Short task: Find the lines of data that contain the string "index", then list them.

Data extract:

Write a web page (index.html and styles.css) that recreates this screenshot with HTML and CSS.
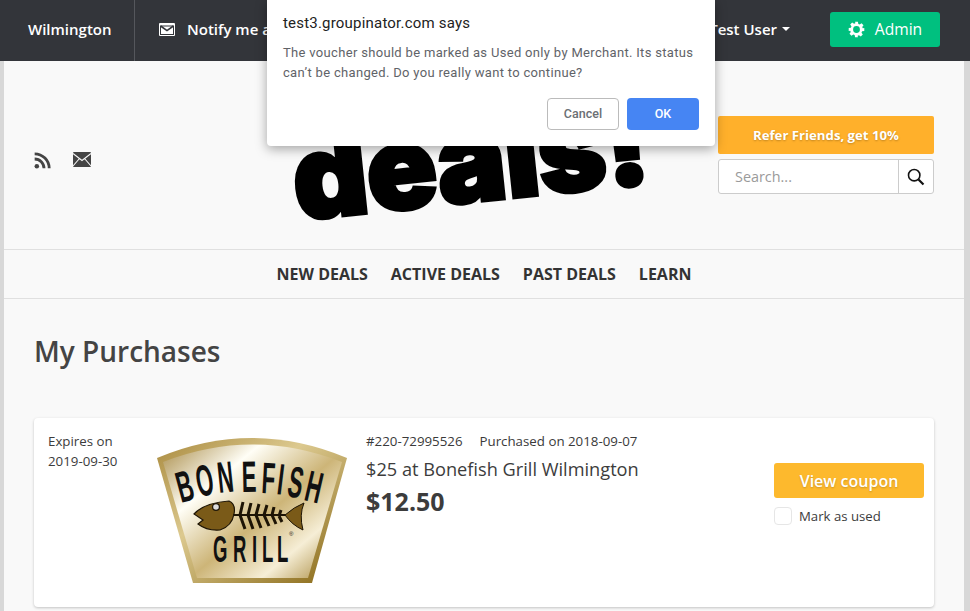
FILE: index.html
```html
<!DOCTYPE html>
<html lang="en">
<head>
<meta charset="utf-8">
<title>My Purchases</title>
<link rel="stylesheet" href="styles.css">
</head>
<body>
<div class="topbar">
  <div class="city">Wilmington</div>
  <div class="notify">
    <svg class="notify-icon" viewBox="0 0 16 13"><rect width="16" height="13" rx="1" fill="#fff"/><path d="M1.6 3 8 7.6 14.4 3" fill="none" stroke="#33353a" stroke-width="1.6"/><rect x="1.5" y="3" width="13" height="8.5" fill="none" stroke="#33353a" stroke-width="1"/></svg>
    <span>Notify me about deals</span>
  </div>
  <div class="user">Test User<i class="caret"></i></div>
  <button class="admin">
    <svg class="gear" viewBox="0 0 24 24"><path fill="#fff" fill-rule="evenodd" d="M10 1h4l.6 3.1 1.9.8 2.6-1.8 2.8 2.8-1.8 2.6.8 1.9L23 10v4l-3.1.6-.8 1.9 1.8 2.6-2.8 2.8-2.6-1.8-1.9.8L14 23h-4l-.6-3.1-1.9-.8-2.6 1.8-2.8-2.8 1.8-2.6-.8-1.9L1 14v-4l3.1-.6.8-1.9-1.8-2.6 2.8-2.8 2.6 1.8 1.9-.8zM12 7.2a4.8 4.8 0 1 0 0 9.6 4.8 4.8 0 0 0 0-9.6z"/></svg>
    <span class="admin-label">Admin</span>
  </button>
</div>

<div class="page">
  <header class="masthead">
    <div class="social">
      <svg class="rss" viewBox="0 0 18 18"><circle cx="3" cy="15" r="2.4" fill="#444"/><path d="M.7 7.4a9.9 9.9 0 0 1 9.9 9.9M.7 1.9a15.4 15.4 0 0 1 15.4 15.4" fill="none" stroke="#444" stroke-width="3"/></svg>
      <svg class="mail" viewBox="0 0 18 15"><rect width="18" height="15" rx="1" fill="#444"/><path d="M0 1.5 9 8.5 18 1.5M0 14l6.5-7.5M18 14l-6.5-7.5" fill="none" stroke="#f9f9f9" stroke-width="1.1"/></svg>
    </div>
    <div class="logo"><span class="logo-text">deals!</span></div>
    <div class="tools">
      <a class="refer">Refer Friends, get 10%</a>
      <div class="search">
        <span class="search-input">Search...</span>
        <span class="search-btn">
          <svg viewBox="0 0 18 18"><circle cx="7.2" cy="7.2" r="5.7" fill="none" stroke="#111" stroke-width="1.6"/><path d="M11.5 11.5 16.5 16.5" stroke="#111" stroke-width="2.2"/></svg>
        </span>
      </div>
    </div>
  </header>

  <nav class="mainnav">
    <a>NEW DEALS</a><a>ACTIVE DEALS</a><a>PAST DEALS</a><a>LEARN</a>
  </nav>

  <main class="content">
    <h1>My Purchases</h1>
    <article class="card">
      <div class="expires">Expires on<br>2019-09-30</div>
      <svg class="brand" viewBox="0 0 190 146">
        <defs>
          <linearGradient id="gold" x1="0" y1="0" x2="1" y2=".9">
            <stop offset="0" stop-color="#a98c48"/><stop offset=".3" stop-color="#fffef6"/><stop offset=".58" stop-color="#cdb578"/><stop offset=".8" stop-color="#f6eed6"/><stop offset="1" stop-color="#b1954f"/>
          </linearGradient>
          <linearGradient id="rim" x1="0" y1="0" x2="1" y2="1">
            <stop offset="0" stop-color="#a98a3e"/><stop offset=".4" stop-color="#dcc98f"/><stop offset="1" stop-color="#866613"/>
          </linearGradient>
        </defs>
        <path d="M0 21Q95-19 190 21L155 146H36Z" fill="url(#rim)"/>
        <path d="M6 25Q95-10 185 25L151 141H40Z" fill="url(#gold)"/>
        <g class="brand-big">
          <text transform="translate(24 66) rotate(-15) scale(.5 1)">B</text>
          <text transform="translate(42 60) rotate(-11) scale(.5 1)">O</text>
          <text transform="translate(62 56) rotate(-6) scale(.5 1)">N</text>
          <text transform="translate(85 55) rotate(-1) scale(.5 1)">E</text>
          <text transform="translate(104 56) rotate(3) scale(.5 1)">F</text>
          <text transform="translate(119 57) rotate(7) scale(.5 1)">I</text>
          <text transform="translate(129 59) rotate(10) scale(.5 1)">S</text>
          <text transform="translate(146 63) rotate(13) scale(.5 1)">H</text>
        </g>
        <g class="brand-small">
          <text transform="translate(56 125) scale(.5 1)">G</text>
          <text transform="translate(76 125) scale(.5 1)">R</text>
          <text transform="translate(95 125) scale(.5 1)">I</text>
          <text transform="translate(105 125) scale(.5 1)">L</text>
          <text transform="translate(120 125) scale(.5 1)">L</text>
        </g>
        <path d="M37 77Q47 66 72 64Q79 67 77 77Q75 89 63 93Q50 94 41 87L46 83Z" fill="#7a5a18" stroke="#1d1405" stroke-width="1.2"/>
        <circle cx="59" cy="70" r="3.4" fill="#ddd" stroke="#1d1405" stroke-width="1.2"/>
        <path d="M76 78H131" stroke="#1d1405" stroke-width="2"/>
        <path d="M83 78 86 65M83 78 88 92M91 78 94 66M91 78 96 92M99 78 102 67M99 78 104 91M107 78 110 68M107 78 112 89M115 78 117 70M115 78 119 87M122 79 124 73M122 79 125 85" stroke="#1d1405" stroke-width="3" fill="none"/>
        <path d="M128 78Q137 70 147 66Q142 78 146 93Q135 88 128 78Z" fill="#7a5a18" stroke="#1d1405" stroke-width="1"/>
        <text class="brand-r" x="132" y="99">®</text>
      </svg>
      <div class="deal">
        <div class="meta"><span>#220-72995526</span><span>Purchased on 2018-09-07</span></div>
        <div class="deal-title">$25 at Bonefish Grill Wilmington</div>
        <div class="price">$12.50</div>
      </div>
      <div class="actions">
        <button class="coupon">View coupon</button>
        <label class="used"><i class="check"></i>Mark as used</label>
      </div>
    </article>
  </main>
</div>

<div class="dialog" role="dialog">
  <div class="dialog-title">test3.groupinator.com says</div>
  <p class="dialog-text">The voucher should be marked as Used only by Merchant. Its status can’t be changed. Do you really want to continue?</p>
  <div class="dialog-actions">
    <button class="btn-cancel">Cancel</button>
    <button class="btn-ok">OK</button>
  </div>
</div>
</body>
</html>
```

FILE: styles.css
```css
* { box-sizing: border-box; }
html, body { margin: 0; height: 611px; overflow: hidden; }
body { background: #d8d8d8; font-family: "Open Sans", sans-serif; color: #3a3a3a; position: relative; }
button { font-family: inherit; border: 0; padding: 0; }

.topbar { height: 61px; background: #33353a; color: #fff; display: flex; align-items: center; font-size: 15px; font-weight: 600; padding: 0 30px 4px 0; }
.city { width: 135px; height: 61px; margin-bottom: -4px; padding-left: 28px; line-height: 59px; border-right: 1px solid #55575c; }
.notify { display: flex; align-items: center; padding-left: 24px; white-space: nowrap; }
.notify-icon { width: 16px; height: 13px; margin: 2px 12px 0 0; }
.user { margin-left: auto; margin-right: 40px; display: flex; align-items: center; }
.caret { width: 0; height: 0; border: 4px solid transparent; border-top-color: #fff; border-bottom: 0; margin-left: 5px; }
.admin { width: 110px; height: 35px; margin-bottom: -2px; background: #00c07f; color: #fff; font-size: 15.6px; font-weight: 400; border-radius: 3px; display: flex; align-items: center; justify-content: center; gap: 10px; }
.admin-label { margin-bottom: 2px; }
.gear { width: 17px; height: 17px; }

.page { margin: 0 6px 0 4px; background: #f9f9f9; height: 550px; overflow: hidden; }
.masthead { height: 189px; border-bottom: 1px solid #e0e0e0; display: flex; padding: 0 30px 0 30px; }
.social { width: 259px; padding-top: 91px; display: flex; gap: 22px; align-items: flex-start; }
.rss { width: 17px; height: 17px; }
.mail { width: 18px; height: 15px; }
.logo { width: 352px; position: relative; }
.logo-text { position: absolute; left: 7px; top: 47px; font-family: "Inter", sans-serif; font-weight: 900; font-size: 116px; line-height: 140px; color: #000; letter-spacing: -1px; -webkit-text-stroke: 4px #000; transform: rotate(-6deg); transform-origin: left bottom; }
.tools { width: 216px; margin-left: auto; padding-top: 55px; }
.refer { display: block; height: 38px; line-height: 38px; background: #ffb02b; color: #fff; text-align: center; font-size: 13.2px; font-weight: 700; border-radius: 2px; text-shadow: 0 1px 2px rgba(0,0,0,.25); }
.search { display: flex; height: 35px; margin-top: 5px; background: #fff; border: 1px solid #ccc; border-radius: 3px; }
.search-input { flex: 1; padding-left: 16px; line-height: 33px; font-size: 14.4px; color: #9a9a9a; }
.search-btn { width: 35px; border-left: 1px solid #ccc; display: flex; align-items: center; justify-content: center; }
.search-btn svg { width: 18px; height: 18px; }

.mainnav { height: 49px; border-bottom: 1px solid #e0e0e0; display: flex; justify-content: center; align-items: center; gap: 23px; font-size: 16px; font-weight: 700; color: #333; }

.content { padding: 0 30px; }
h1 { margin: 0; padding-top: 32px; height: 119px; font-size: 28px; line-height: 40px; font-weight: 600; color: #444; }
.card { display: flex; height: 189px; background: #fff; border-radius: 4px; box-shadow: 0 1px 3px rgba(0,0,0,.22); padding: 13px 10px 0 14px; font-size: 13.3px; line-height: 20px; }
.expires { width: 109px; color: #3c3c3c; }
.brand { width: 190px; height: 146px; margin-top: 6px; flex: none; }
.brand-big text { font-family: "Liberation Sans", sans-serif; font-weight: 700; font-size: 44px; fill: #111; }
.brand-small text { font-family: "Liberation Sans", sans-serif; font-weight: 700; font-size: 37px; fill: #111; }
.brand-r { font-family: "Liberation Sans", sans-serif; font-size: 6px; fill: #111; }
.deal { flex: 1; margin-left: 19px; }
.meta { display: flex; gap: 17px; }
.deal-title { font-size: 18.2px; line-height: 26px; margin-top: 5px; color: #3c3c3c; }
.price { font-size: 25px; line-height: 34px; font-weight: 700; margin-top: 2px; color: #3c3c3c; }
.actions { width: 150px; padding-top: 32px; }
.coupon { display: block; width: 150px; height: 35px; background: #fdb92d; color: #fff; font-size: 16px; font-weight: 600; border-radius: 3px; text-shadow: 0 1px 2px rgba(0,0,0,.2); }
.used { display: flex; align-items: center; margin-top: 8px; font-size: 13.2px; color: #3c3c3c; }
.check { width: 18px; height: 18px; border: 1px solid #e6e6e6; border-radius: 4px; margin-right: 7px; }

.dialog { position: absolute; left: 267px; top: 0; width: 448px; height: 146px; background: #fff; border-radius: 0 0 4px 4px; box-shadow: 0 3px 12px rgba(0,0,0,.35); padding: 14px 16px 0; font-family: "Roboto", sans-serif; }
.dialog-title { font-size: 15px; line-height: 18px; color: #222; letter-spacing: .2px; }
.dialog-text { margin: 11px 0 0; font-size: 13px; line-height: 20px; color: #5f6368; letter-spacing: .32px; }
.dialog-actions { display: flex; justify-content: flex-end; gap: 8px; margin-top: 15px; }
.dialog-actions button { width: 72px; height: 32px; padding-bottom: 1px; border-radius: 4px; font-family: inherit; font-size: 12.5px; font-weight: 500; }
.btn-cancel { background: #fff; border: 1px solid #bbb; color: #6b6f74; }
.btn-ok { background: #4685f3; color: #fff; }
```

Task output:
Write a web page (index.html and styles.css) that recreates this screenshot with HTML and CSS.
FILE: index.html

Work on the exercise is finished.